These curious designations refer to the titles Ismat Chughtai and Quratulain Hyder attributed to each other in the course of their literary careers.
Ismat Chughtai is well known for her bold stories that challenged traditional morality and the notions of a woman’s place in society. In a scathing text titled “Pom Pom Darling” Ismat was critical of Quratulain’s writing and her world of anglised characters called Shosho and Fofo, who “swam and danced and played” and belonged to a world of “charming people all cast in the same mould”. (1)

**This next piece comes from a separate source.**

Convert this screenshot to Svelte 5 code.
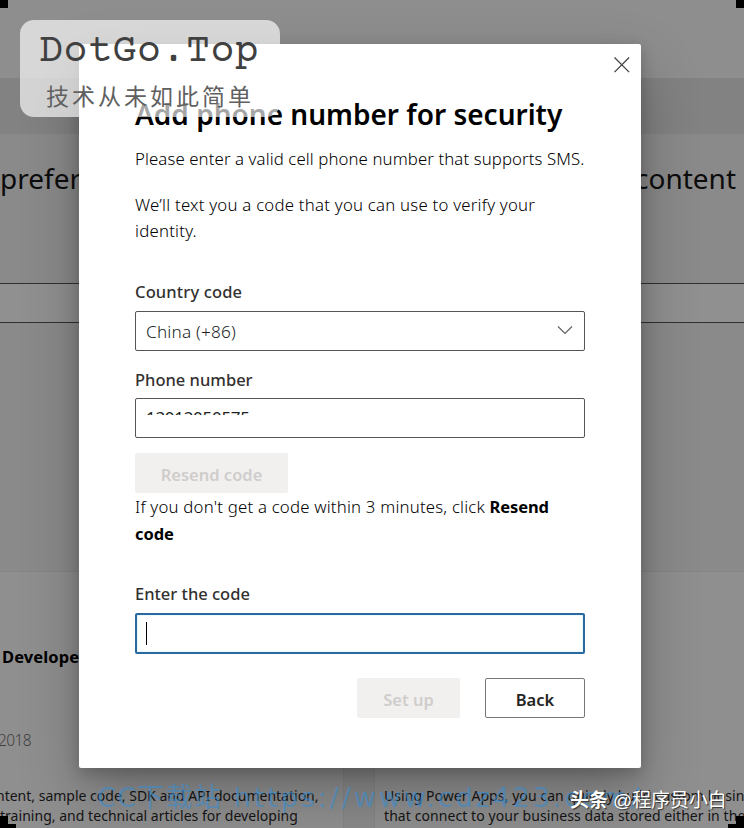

“So after much deliberation, I started a long letter of advice to Quratulain. (…) I asked her to clarify how long she would continue to be obsessed with Shosho and Fofo and Bharatnatyam and take dips in the swimming pools of Savoy de Lamar. Why don’t you come out and see what lies in the outside world? How long will you circle the same point? Will you continue to give rides on a merry go round all your life? Won’t people become dizzy?” (2)
Quratulain Hyder’s challenge to literary traditions is described by Ritu Menon as “completely consistent with her eclecticism, her cosmopolitanism and her political convictions. […] her lived politics, a politics of absolute integrity, of revulsion for sham, hypocrisy and pretentiousness, and of uncompromising secularism. (3)

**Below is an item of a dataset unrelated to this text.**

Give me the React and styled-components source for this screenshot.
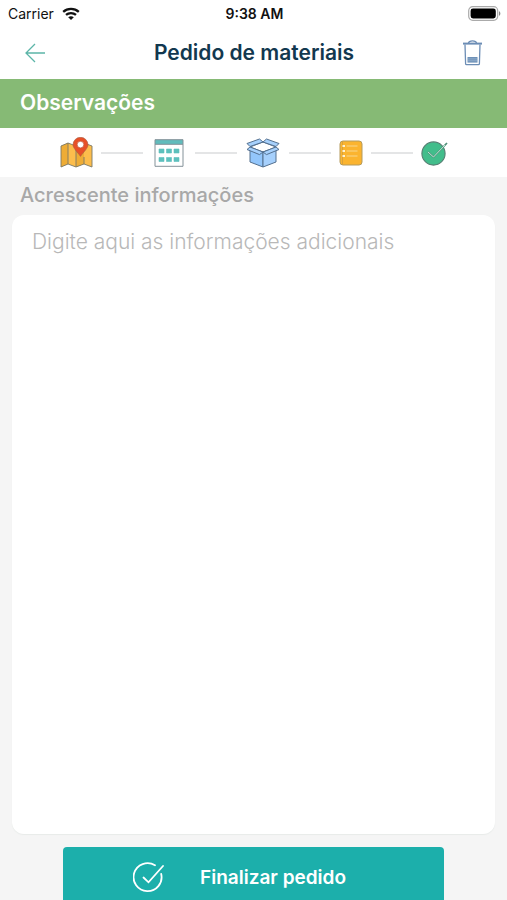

Quratulain Hyder shows her deep respect for Ismat is an essay titled “Lady Changez Khan” which she wrote after the latter’s demise.
Kabhi kabhi mein unn ko Lady Changez Khan pukarti thi kyun keh wohh jola nigah e Urdu ki aik aisi Chughtai shehsawaar aur teer andaaz theen jin ka nishaana kabhi khataa nahin jaata tha. (4)
For her part, Ismat writes, “Before I end, I must admit that I have a fondness, a strange kind of love, for Quratulain’s writing. I experience the same old customary stab of pain while trying to disown it […].” (5)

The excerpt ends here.